You can use the same technique for the white sponge also but it doesn't take as much flushing.

With the rust color sponge material you want very low flow. You want the flow slow enough so you just about see any movement of the material at the top. Otherwise it will break up a little and the "powder" will float into your tank and make a mess. (been there didn't like it). :)

With the white type material you want to see the top 1/4 to 1/2 inch move a tad bit (gentle tumble). You can run a slightly bit more flow with the white material.

More movement then that with either type and your not going to maximize the use of the product. You want a long contact time with it.

To give you an idea with the Minijet 606 you will need to use the supplied valve to cut down on the flow (even with 606 turned all the way down). With the Minijet 404 on the lowest setting it works just about perfect without the supplied valve for phosphates.

Whenever I fill the reactor with any media I always fill it to the top regardless of amount called for with carbon, nitrate or phosphate materials. You can always slow the flow down to a trickle with the supplied valve so that there isn't a big change all at once. You can dialup the flow (to where it needs to be) over a period of days. This way you don't have to keep filling it. Just watch your water chemistry.

Hope that helps.

StrategicReef
11/30/2006, 01:58 AM
Thanks, I have about 30 grams of phosban left, I adjusted it to almost barely moving on the top. It is about 1/5 full, so it does not need to be full at all.

After that will switch to phosguard probably which is the white material.

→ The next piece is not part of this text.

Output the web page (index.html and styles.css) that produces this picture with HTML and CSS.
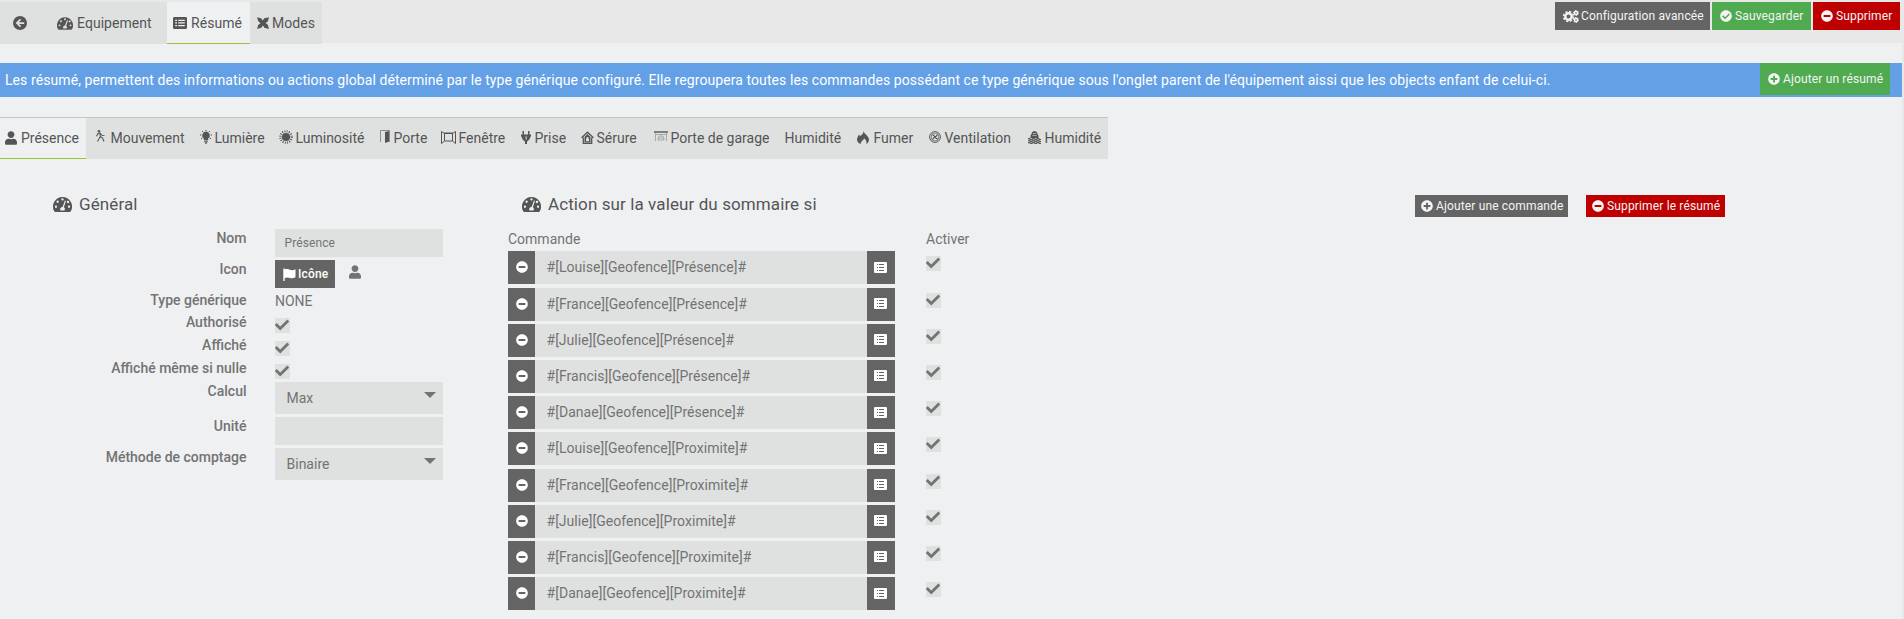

Algae problem cured overnight? That sounds amazing. I tested my RO water, new salt water, tank water all have the same tone, yellow with a slightly dark tint... so for all I know it might be anything form 0 - 0.05, because it does not match the lowest color of the strip which is supposed to be bright yellow.

Serioussnaps
11/30/2006, 02:58 AM
If you have issues with not having enough in the reactor......add some carbon in with it....thats what i do.